Wednesday, November 16, 2005

'Little Ricky', the drum-playing child star of the great I Love Lucy show was in town a few weeks ago. I was introduced to him by a mutual friend and we spent some informal time together over a 2-day period.
His real name is Keith Thibodeaux (tib-uh-doe) and he is the last surviving cast member of that TV landmark. He also appeared on The Andy Griffith Show as Opie's best friend, 'Johnny Paul Jason', and he says today that Ron Howard was "one of the nicest people I ever met in Hollywood."
Of course, I Love Lucy made legends out of Lucy, Desi, William Frawley and Vivian Vance, and Keith has only good memories of working with them on the set. It was always on a first name basis: he was told, "Call us Lucy and Desi." Bill Frawley was a really nice guy, not an ogre as some have pictured him. His usual greeting to 'Little Ricky' was, "How're you doing, kid?" And Vance was, "just Viv", and a close real-life friend of Lucy's.

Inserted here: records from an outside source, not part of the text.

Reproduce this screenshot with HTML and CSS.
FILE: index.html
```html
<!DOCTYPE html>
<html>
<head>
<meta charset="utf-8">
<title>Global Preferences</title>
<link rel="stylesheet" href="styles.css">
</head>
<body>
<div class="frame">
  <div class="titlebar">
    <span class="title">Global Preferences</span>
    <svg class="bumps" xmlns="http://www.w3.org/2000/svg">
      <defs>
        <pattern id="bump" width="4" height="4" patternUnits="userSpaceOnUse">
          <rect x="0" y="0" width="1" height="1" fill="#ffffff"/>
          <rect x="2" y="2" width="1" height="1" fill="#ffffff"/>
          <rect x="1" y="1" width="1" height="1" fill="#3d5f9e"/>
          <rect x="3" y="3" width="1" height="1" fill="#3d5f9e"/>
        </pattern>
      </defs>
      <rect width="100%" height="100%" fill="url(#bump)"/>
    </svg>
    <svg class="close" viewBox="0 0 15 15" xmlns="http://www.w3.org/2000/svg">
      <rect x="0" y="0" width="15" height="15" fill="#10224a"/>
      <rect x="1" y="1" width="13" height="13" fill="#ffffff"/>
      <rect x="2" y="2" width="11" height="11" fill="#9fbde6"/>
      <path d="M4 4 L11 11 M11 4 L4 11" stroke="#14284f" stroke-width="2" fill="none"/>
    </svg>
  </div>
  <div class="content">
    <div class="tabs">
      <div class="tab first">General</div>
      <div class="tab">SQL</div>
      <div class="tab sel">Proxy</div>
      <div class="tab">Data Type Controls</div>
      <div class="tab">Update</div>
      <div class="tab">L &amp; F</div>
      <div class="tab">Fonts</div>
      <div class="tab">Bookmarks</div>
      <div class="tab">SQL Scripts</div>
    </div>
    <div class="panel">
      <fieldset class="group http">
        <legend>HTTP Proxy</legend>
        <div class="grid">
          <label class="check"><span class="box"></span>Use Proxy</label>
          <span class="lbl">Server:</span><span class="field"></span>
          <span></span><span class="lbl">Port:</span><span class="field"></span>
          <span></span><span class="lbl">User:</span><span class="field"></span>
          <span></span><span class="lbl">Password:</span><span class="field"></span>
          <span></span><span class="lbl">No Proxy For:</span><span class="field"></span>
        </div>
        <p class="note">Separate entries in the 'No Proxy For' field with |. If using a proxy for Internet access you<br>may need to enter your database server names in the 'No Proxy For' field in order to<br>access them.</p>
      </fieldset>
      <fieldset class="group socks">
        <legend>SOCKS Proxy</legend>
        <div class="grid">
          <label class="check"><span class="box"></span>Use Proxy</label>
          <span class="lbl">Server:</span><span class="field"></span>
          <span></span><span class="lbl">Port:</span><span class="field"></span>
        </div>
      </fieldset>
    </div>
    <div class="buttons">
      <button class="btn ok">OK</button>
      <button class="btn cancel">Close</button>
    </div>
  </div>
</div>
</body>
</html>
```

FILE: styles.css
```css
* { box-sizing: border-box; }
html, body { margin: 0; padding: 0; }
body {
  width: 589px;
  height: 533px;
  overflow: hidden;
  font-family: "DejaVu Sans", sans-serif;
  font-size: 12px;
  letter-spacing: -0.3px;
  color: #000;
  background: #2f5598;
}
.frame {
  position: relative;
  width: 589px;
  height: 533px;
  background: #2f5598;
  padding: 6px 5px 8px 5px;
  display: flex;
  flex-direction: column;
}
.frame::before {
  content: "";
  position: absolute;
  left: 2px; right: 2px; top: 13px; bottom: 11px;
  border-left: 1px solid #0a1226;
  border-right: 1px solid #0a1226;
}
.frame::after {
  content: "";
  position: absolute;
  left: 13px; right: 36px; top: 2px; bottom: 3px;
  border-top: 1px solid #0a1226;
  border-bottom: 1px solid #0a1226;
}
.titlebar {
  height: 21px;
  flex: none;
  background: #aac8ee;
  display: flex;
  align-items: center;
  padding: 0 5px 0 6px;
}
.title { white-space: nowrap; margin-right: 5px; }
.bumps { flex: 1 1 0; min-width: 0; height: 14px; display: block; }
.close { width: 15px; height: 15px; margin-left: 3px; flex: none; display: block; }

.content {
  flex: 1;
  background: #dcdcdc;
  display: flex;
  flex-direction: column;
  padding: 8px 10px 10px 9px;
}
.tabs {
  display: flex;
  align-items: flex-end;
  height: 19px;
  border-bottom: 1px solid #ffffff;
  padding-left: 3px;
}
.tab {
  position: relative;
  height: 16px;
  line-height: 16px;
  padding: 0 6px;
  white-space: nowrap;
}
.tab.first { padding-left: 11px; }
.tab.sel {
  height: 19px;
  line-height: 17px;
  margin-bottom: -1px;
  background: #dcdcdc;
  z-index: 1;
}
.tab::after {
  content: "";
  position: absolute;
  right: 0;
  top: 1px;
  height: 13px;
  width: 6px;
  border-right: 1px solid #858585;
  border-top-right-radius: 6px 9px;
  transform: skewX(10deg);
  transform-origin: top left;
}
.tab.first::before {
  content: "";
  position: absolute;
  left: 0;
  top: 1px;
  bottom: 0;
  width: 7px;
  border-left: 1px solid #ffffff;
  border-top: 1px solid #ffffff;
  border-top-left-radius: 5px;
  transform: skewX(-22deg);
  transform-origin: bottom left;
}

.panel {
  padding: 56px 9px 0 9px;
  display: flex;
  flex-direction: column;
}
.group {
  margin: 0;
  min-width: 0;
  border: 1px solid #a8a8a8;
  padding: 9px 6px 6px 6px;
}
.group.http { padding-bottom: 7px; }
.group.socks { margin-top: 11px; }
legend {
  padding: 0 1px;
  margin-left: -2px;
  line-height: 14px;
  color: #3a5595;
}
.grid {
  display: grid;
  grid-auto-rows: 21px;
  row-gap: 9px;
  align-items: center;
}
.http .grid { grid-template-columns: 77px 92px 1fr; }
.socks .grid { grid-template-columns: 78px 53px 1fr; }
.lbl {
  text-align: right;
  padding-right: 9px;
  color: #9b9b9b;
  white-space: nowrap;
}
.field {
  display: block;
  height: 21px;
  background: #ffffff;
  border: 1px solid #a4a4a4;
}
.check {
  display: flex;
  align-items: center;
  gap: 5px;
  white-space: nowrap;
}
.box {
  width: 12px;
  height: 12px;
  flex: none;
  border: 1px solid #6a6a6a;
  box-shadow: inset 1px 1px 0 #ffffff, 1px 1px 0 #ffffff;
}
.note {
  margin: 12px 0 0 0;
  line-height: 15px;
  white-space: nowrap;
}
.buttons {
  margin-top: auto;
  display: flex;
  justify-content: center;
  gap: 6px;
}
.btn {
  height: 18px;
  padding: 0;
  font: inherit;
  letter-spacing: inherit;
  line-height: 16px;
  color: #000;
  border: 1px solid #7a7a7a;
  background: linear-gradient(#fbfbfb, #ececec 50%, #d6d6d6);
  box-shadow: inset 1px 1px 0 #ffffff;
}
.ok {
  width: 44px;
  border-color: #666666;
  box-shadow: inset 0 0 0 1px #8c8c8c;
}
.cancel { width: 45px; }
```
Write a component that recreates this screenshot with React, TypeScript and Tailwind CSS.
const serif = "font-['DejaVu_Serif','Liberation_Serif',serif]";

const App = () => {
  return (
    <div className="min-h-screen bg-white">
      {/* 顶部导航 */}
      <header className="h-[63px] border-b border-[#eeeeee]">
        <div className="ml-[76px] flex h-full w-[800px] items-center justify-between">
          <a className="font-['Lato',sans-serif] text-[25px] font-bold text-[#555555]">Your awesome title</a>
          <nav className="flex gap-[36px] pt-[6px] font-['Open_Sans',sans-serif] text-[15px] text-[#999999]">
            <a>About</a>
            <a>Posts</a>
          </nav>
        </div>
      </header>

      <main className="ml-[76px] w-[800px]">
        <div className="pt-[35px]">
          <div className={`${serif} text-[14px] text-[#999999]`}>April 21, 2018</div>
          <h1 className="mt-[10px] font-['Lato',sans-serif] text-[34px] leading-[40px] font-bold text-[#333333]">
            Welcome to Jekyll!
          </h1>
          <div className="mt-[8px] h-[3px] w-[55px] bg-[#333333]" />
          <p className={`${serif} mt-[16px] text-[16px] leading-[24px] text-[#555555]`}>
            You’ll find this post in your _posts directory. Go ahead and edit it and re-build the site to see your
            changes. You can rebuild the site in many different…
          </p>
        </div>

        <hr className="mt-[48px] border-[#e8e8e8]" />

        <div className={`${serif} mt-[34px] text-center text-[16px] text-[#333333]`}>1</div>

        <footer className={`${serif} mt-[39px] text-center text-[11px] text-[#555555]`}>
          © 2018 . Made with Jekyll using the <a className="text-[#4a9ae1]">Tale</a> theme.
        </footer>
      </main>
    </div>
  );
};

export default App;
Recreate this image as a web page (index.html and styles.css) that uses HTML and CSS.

He was invited often to spend time at home with Lucy and Desi, playing with their own children, Lucie and Desi, Jr. Lucy and Desi gave him many gifts through the years including a full-size teepee, bike, and a Gretsch drum set from 1956 that he still has. Desi took him fishing and bowling, making Keith feel like one of the family. "Desi was a nice man when he wasn't drinking. When he was, you didn't want to be around him."
With the Arnaz's divorce and the end of the show, Keith became unemployed--at the age of nine! He worked on some other shows until he was 15, when he moved back home to Louisiana.
He began to drink in high school and then as he says, "went the way of other troubled child stars."
He started playing drums in a rock band and moved on to hard drugs. He wound up, in his words, "mentally, physically, and emotionally ill and spiritually lost." At this lowest point he cried out to God and promised to serve Him. He turned his life around with his new faith in Jesus. Keith says, "He is who he said he was and is the savior of the world."
His became a pioneering Christian rock band in the early '70s. Today, Keith and his wife Kathy own and operate a Christian dance company called Ballet Magnificat. He is a friendly, open and down-to-earth man, sincere, easy-going and most interesting to talk to. He says, "I went from being a child star with no purpose, at the end of his rope, near the point of suicide to having my life transformed. If I could give advice to anyone in show business, especially child stars, it would be to include Jesus and not build on worldly things."